For the present study, the laser was collimated at the sample surface (at 8 m from the telescope Schmidt plate) on a spot of ∼6 mm diameter, corresponding to a preservative irradiance of about ∼10¹⁰ W · m⁻² (Fau et al., 2019). The Raman signal was collected by the telescope from a surface with a slightly lower diameter than the co-aligned incident laser beam. A Notch filter was used to cut off the Rayleigh scattering below ∼90 cm⁻¹, and the signal was collected by an optical fiber and sent into a modified Czerny-Turner spectrometer (Princeton IsoPlane 320) coupled with a Princeton PIMAX4 intensified charge-coupled device (ICCD) camera. This spectrometer has three motorized gratings that can be selected depending on the spectral window and spectral resolution requested for the analysis.

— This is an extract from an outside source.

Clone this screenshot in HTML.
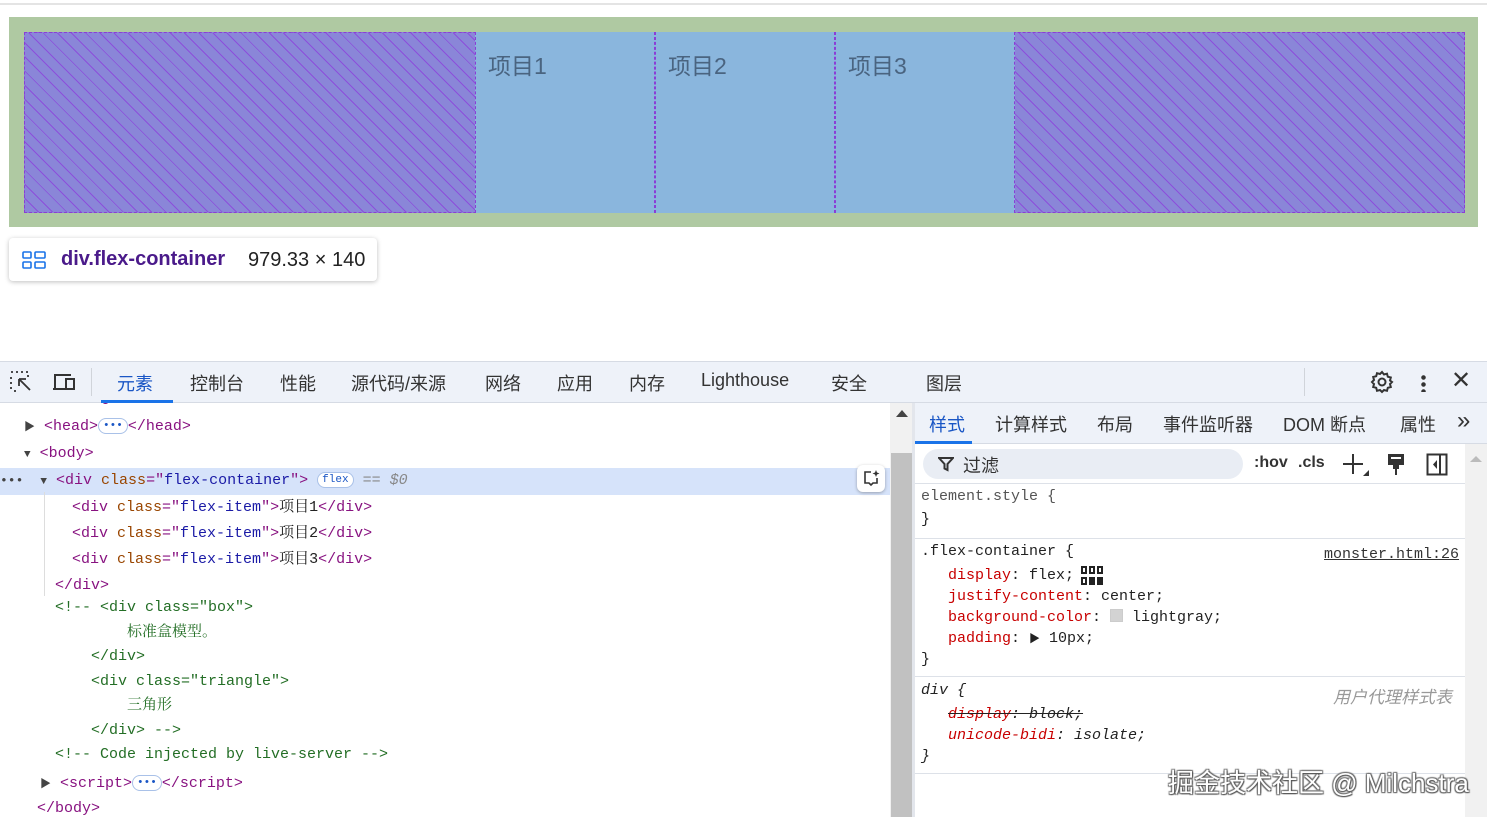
<!DOCTYPE html>
<html><head><meta charset="utf-8"><style>
*{margin:0;padding:0;box-sizing:border-box}
body{width:1487px;height:817px;overflow:hidden;background:#fff;position:relative;font-family:"Liberation Sans","Noto Sans CJK SC",sans-serif}
.a{position:absolute;white-space:nowrap}
.code{font-family:"Liberation Mono","Noto Serif CJK SC",monospace;font-size:15px;line-height:26px}
.tg{color:#881280}.at{color:#994500}.av{color:#1a1aa6}.cm{color:#236e25}.tx{color:#222}
.tb{font-size:18px;color:#333}
.pr{color:#c80000}
.css{font-family:"Liberation Mono","Noto Serif CJK SC",monospace;font-size:15px;color:#222}
.item{position:absolute;top:32px;width:180px;height:181px;background:#8ab6dd;border-left:1px dashed #8b3dd6;border-right:1px dashed #8b3dd6}
.item span{position:absolute;left:12px;top:15px;font-size:23px;color:#4a6480}
.pill{display:inline-block;border:1px solid #a9c1e8;border-radius:9px;color:#1a56c5;font-size:11px;line-height:14px;padding:0 4px;vertical-align:middle;background:#fff}
</style></head><body>
<div class="a" style="left:0;top:3px;width:1487px;height:2px;background:#e4e4e4"></div>
<div class="a" style="left:9px;top:17px;width:1469px;height:210px;background:#afc9a2"></div>
<div class="a" style="left:24px;top:32px;width:1441px;height:181px;border:1px dashed #8b3dd6;background-color:#8a86d8;background-image:repeating-linear-gradient(45deg,transparent 0 9px,rgba(140,60,220,.75) 9px 10px)"></div>
<div class="item" style="left:475px"><span>项目1</span></div>
<div class="item" style="left:655px"><span>项目2</span></div>
<div class="item" style="left:835px"><span>项目3</span></div>
<div class="a" style="left:9px;top:238px;width:368px;height:43px;background:#fff;border-radius:4px;box-shadow:0 1px 5px rgba(0,0,0,.25)"></div>
<div class="a" style="left:22px;top:251px;width:24px;height:18px">
<svg width="24" height="18"><g fill="none" stroke="#1a73e8" stroke-width="1.6"><rect x="1" y="1" width="8" height="6" rx="1"/><rect x="13" y="1" width="10" height="6" rx="1"/><rect x="1" y="11" width="8" height="6" rx="1"/><rect x="13" y="11" width="10" height="6" rx="1"/></g></svg></div>
<div class="a" style="left:61px;top:248px;font-size:20px;font-weight:bold;color:#4a1a8a">div.flex-container</div>
<div class="a" style="left:248px;top:249px;font-size:20px;color:#222">979.33 × 140</div>

<!-- devtools toolbar -->
<div class="a" style="left:0;top:361px;width:1487px;height:42px;background:#eef2f9;border-top:1px solid #d6dbe4;border-bottom:1px solid #d6dbe4"></div>
<svg class="a" style="left:10px;top:371px" width="24" height="22"><g fill="none" stroke="#333" stroke-width="1.8"><path d="M1 1h2M6 1h2M11 1h2M16 1h2M1 6v2M1 11v2M1 16v2M4 20h2M18 4v2"/><path d="M9 8l11 11M9 8h7M9 8v7"/></g></svg>
<svg class="a" style="left:52px;top:372px" width="24" height="20"><g fill="none" stroke="#333" stroke-width="2"><path d="M3 16V3h16M1 17h12"/><rect x="14" y="7" width="8" height="10"/></g></svg>
<div class="a" style="left:91px;top:368px;width:1px;height:28px;background:#d0d4da"></div>
<div class="a tb" style="left:117px;top:370px;color:#1a56c5">元素</div>
<div class="a" style="left:101px;top:400px;width:72px;height:3px;background:#1a73e8"></div>
<div class="a tb" style="left:190px;top:370px">控制台</div>
<div class="a tb" style="left:280px;top:370px">性能</div>
<div class="a tb" style="left:351px;top:370px">源代码/来源</div>
<div class="a tb" style="left:485px;top:370px">网络</div>
<div class="a tb" style="left:557px;top:370px">应用</div>
<div class="a tb" style="left:629px;top:370px">内存</div>
<div class="a tb" style="left:701px;top:370px">Lighthouse</div>
<div class="a tb" style="left:831px;top:370px">安全</div>
<div class="a tb" style="left:926px;top:370px">图层</div>
<div class="a" style="left:1304px;top:368px;width:1px;height:28px;background:#d0d4da"></div>
<svg class="a" style="left:1370px;top:370px" width="24" height="24" viewBox="0 0 24 24"><path fill="none" stroke="#333" stroke-width="2" d="M12 2l2 2.5 3-.8.8 3 3 .8-.8 3L22 12l-2 2 .8 3-3 .8-.8 3-3-.8L12 22l-2-2-3 .8-.8-3-3-.8.8-3L2 12l2-2-.8-3 3-.8.8-3 3 .8z"/><circle cx="12" cy="12" r="3.5" fill="none" stroke="#333" stroke-width="2"/></svg>
<div class="a" style="left:1421px;top:374px;width:5px;height:18px;background:radial-gradient(circle,#333 2px,transparent 2.5px) 0 0/5px 7px repeat-y"></div>
<div class="a" style="left:1451px;top:366px;font-size:24px;color:#333">✕</div>

<!-- elements panel -->
<div class="a" style="left:20px;top:403px;width:200px;height:8px;overflow:hidden"><div class="a code tg" style="left:0;top:-18px">&lt;html lang="en"&gt;</div></div>
<div class="a code" style="left:0;top:414px;width:890px">
<div style="padding-left:24px"><span style="font-size:11px;color:#444">▶</span> <span class="tg">&lt;head&gt;</span><span class="pill">•••</span><span class="tg">&lt;/head&gt;</span></div>
<div style="padding-left:24px"><span style="font-size:11px;color:#444">▼</span> <span class="tg">&lt;body&gt;</span></div>
<div style="padding-left:0;background:#d6e3fa;position:relative"><span style="color:#444;font-size:13px">•••</span><span style="padding-left:17px;font-size:11px;color:#444">▼</span> <span class="tg">&lt;div </span><span class="at">class</span><span class="tg">="</span><span class="av">flex-container</span><span class="tg">"&gt;</span> <span class="pill">flex</span> <span style="color:#888;font-style:italic">== $0</span></div>
<div style="padding-left:72px"><span class="tg">&lt;div </span><span class="at">class</span><span class="tg">="</span><span class="av">flex-item</span><span class="tg">"&gt;</span><span class="tx">项目1</span><span class="tg">&lt;/div&gt;</span></div>
<div style="padding-left:72px"><span class="tg">&lt;div </span><span class="at">class</span><span class="tg">="</span><span class="av">flex-item</span><span class="tg">"&gt;</span><span class="tx">项目2</span><span class="tg">&lt;/div&gt;</span></div>
<div style="padding-left:72px"><span class="tg">&lt;div </span><span class="at">class</span><span class="tg">="</span><span class="av">flex-item</span><span class="tg">"&gt;</span><span class="tx">项目3</span><span class="tg">&lt;/div&gt;</span></div>
<div style="padding-left:55px"><span class="tg">&lt;/div&gt;</span></div>
</div>
<div class="a" style="left:44px;top:492px;width:1px;height:104px;background:#ddd"></div>
<div class="a" style="left:857px;top:465px;width:28px;height:27px;background:#fff;border-radius:6px;box-shadow:0 1px 3px rgba(0,0,0,.3)"></div>
<svg class="a" style="left:862px;top:469px" width="18" height="18"><path fill="none" stroke="#333" stroke-width="1.6" d="M9 3H3v11h4l2 2 2-2h4V9"/><path fill="#333" d="M14 1l1 2.5 2.5 1-2.5 1-1 2.5-1-2.5-2.5-1 2.5-1z"/></svg>
<div class="a code cm" style="left:55px;top:596px;line-height:24.5px">
<div>&lt;!-- &lt;div class="box"&gt;</div>
<div style="padding-left:72px">标准盒模型。</div>
<div style="padding-left:36px">&lt;/div&gt;</div>
<div style="padding-left:36px">&lt;div class="triangle"&gt;</div>
<div style="padding-left:72px">三角形</div>
<div style="padding-left:36px">&lt;/div&gt; --&gt;</div>
<div>&lt;!-- Code injected by live-server --&gt;</div>
</div>
<div class="a code" style="left:40px;top:771px"><span style="font-size:11px;color:#444">▶</span> <span class="tg">&lt;script&gt;</span><span class="pill">•••</span><span class="tg">&lt;/script&gt;</span></div>
<div class="a code tg" style="left:37px;top:796px">&lt;/body&gt;</div>

<!-- scrollbar -->
<div class="a" style="left:890px;top:403px;width:23px;height:414px;background:#f1f1f1"></div>
<div class="a" style="left:891px;top:453px;width:21px;height:364px;background:#c1c1c1"></div>
<div class="a" style="left:896px;top:410px;width:0;height:0;border-left:6px solid transparent;border-right:6px solid transparent;border-bottom:7px solid #444"></div>
<div class="a" style="left:912px;top:403px;width:3px;height:414px;background:#e3e6ec"></div>

<!-- styles panel -->
<div class="a" style="left:915px;top:403px;width:572px;height:41px;background:#eef2f9;border-bottom:1px solid #d6dbe4"></div>
<div class="a tb" style="left:929px;top:411px;color:#1a56c5">样式</div>
<div class="a" style="left:915px;top:441px;width:57px;height:3px;background:#1a73e8"></div>
<div class="a tb" style="left:995px;top:411px">计算样式</div>
<div class="a tb" style="left:1097px;top:411px">布局</div>
<div class="a tb" style="left:1163px;top:411px">事件监听器</div>
<div class="a tb" style="left:1283px;top:411px">DOM 断点</div>
<div class="a tb" style="left:1400px;top:411px">属性</div>
<div class="a tb" style="left:1457px;top:407px;font-size:24px">»</div>
<div class="a" style="left:1465px;top:444px;width:22px;height:373px;background:#f1f1f1"></div>
<div class="a" style="left:1470px;top:456px;width:0;height:0;border-left:6px solid transparent;border-right:6px solid transparent;border-bottom:6px solid #bbb"></div>
<div class="a" style="left:923px;top:449px;width:320px;height:30px;border-radius:15px;background:#e9edf4"></div>
<svg class="a" style="left:938px;top:456px" width="16" height="16"><path fill="none" stroke="#333" stroke-width="2" d="M1 2h14l-5.5 6v6l-3-1.5V8z"/></svg>
<div class="a" style="left:963px;top:452px;font-size:18px;color:#333">过滤</div>
<div class="a" style="left:1254px;top:454px;font-size:16px;font-weight:bold;color:#333">:hov</div>
<div class="a" style="left:1298px;top:454px;font-size:16px;font-weight:bold;color:#333">.cls</div>
<svg class="a" style="left:1343px;top:452px" width="28" height="26"><path stroke="#333" stroke-width="2" d="M10 2v20M0 12h20"/><path fill="#333" d="M26 18v6h-6z"/></svg>
<svg class="a" style="left:1386px;top:453px" width="20" height="24"><path fill="#333" d="M2 1h16v11H2z"/><path fill="#fff" d="M5 4h10v2H5z"/><path fill="#333" d="M7 12h6v4h-2v6H9v-6H7z"/></svg>
<svg class="a" style="left:1426px;top:453px" width="22" height="24"><rect x="1.5" y="1.5" width="19" height="20" fill="none" stroke="#333" stroke-width="2"/><path stroke="#333" stroke-width="2" d="M14 2v19"/><path fill="#333" d="M11 7v9l-4-4.5z"/></svg>
<div class="a" style="left:915px;top:483px;width:550px;height:1px;background:#dde1e8"></div>
<div class="a css" style="left:921px;top:488px;color:#555">element.style {</div>
<div class="a css" style="left:921px;top:511px">}</div>
<div class="a" style="left:915px;top:538px;width:550px;height:1px;background:#dde1e8"></div>
<div class="a css" style="left:921px;top:543px">.flex-container {</div>
<div class="a css" style="left:1324px;top:546px;text-decoration:underline;color:#333">monster.html:26</div>
<div class="a css" style="left:948px;top:567px"><span class="pr">display</span>: flex;</div>
<svg class="a" style="left:1081px;top:566px" width="22" height="20"><g fill="#222"><rect x="0" y="0" width="6" height="8"/><rect x="8" y="0" width="6" height="8"/><rect x="16" y="0" width="6" height="8"/><rect x="0" y="11" width="6" height="8"/><rect x="8" y="11" width="6" height="8"/><rect x="16" y="11" width="6" height="8"/></g><g fill="#fff"><rect x="2" y="2" width="2" height="4"/><rect x="10" y="2" width="2" height="4"/><rect x="18" y="2" width="2" height="4"/><rect x="2" y="13" width="2" height="4"/></g></svg>
<div class="a css" style="left:948px;top:588px"><span class="pr">justify-content</span>: center;</div>
<div class="a css" style="left:948px;top:609px"><span class="pr">background-color</span>: <span style="display:inline-block;width:13px;height:13px;background:#d3d3d3;border:1px solid #ccc;vertical-align:-1px"></span> lightgray;</div>
<div class="a css" style="left:948px;top:630px"><span class="pr">padding</span>: <span style="font-size:11px">▶</span> 10px;</div>
<div class="a css" style="left:921px;top:651px">}</div>
<div class="a" style="left:915px;top:676px;width:550px;height:1px;background:#dde1e8"></div>
<div class="a css" style="left:921px;top:682px;font-style:italic">div {</div>
<div class="a" style="left:1333px;top:683px;font-size:17px;font-style:italic;color:#999">用户代理样式表</div>
<div class="a css" style="left:948px;top:706px;font-style:italic;text-decoration:line-through"><span class="pr">display</span>: block;</div>
<div class="a css" style="left:948px;top:727px;font-style:italic"><span class="pr">unicode-bidi</span>: isolate;</div>
<div class="a css" style="left:921px;top:748px;font-style:italic">}</div>
<div class="a" style="left:915px;top:773px;width:550px;height:1px;background:#dde1e8"></div>
<div class="a" style="left:1168px;top:763px;font-size:26px;color:#fff;text-shadow:1px 1px 1px #555,-1px -1px 1px #777,1px -1px 1px #666,-1px 1px 1px #666">掘金技术社区 @ Milchstra</div>
</body></html>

We collected Raman and fluorescence signals using a 1.2 ns ICCD gate centered on the laser pulse. To maximize the signal-to-noise ratio, we accumulated the signals corresponding to 500,000 laser shots. The fluorescence lifetime of cystine samples (i.e., the characteristic time spent by fluorescing centers to return from excited states to ground states; Beyssac 2020; Pasteris and Beyssac 2020) was investigated by collecting the background signal obtained and using a 1.2 ns ICCD gate for different delays after the laser pulse with a time resolution of 0.1 ns.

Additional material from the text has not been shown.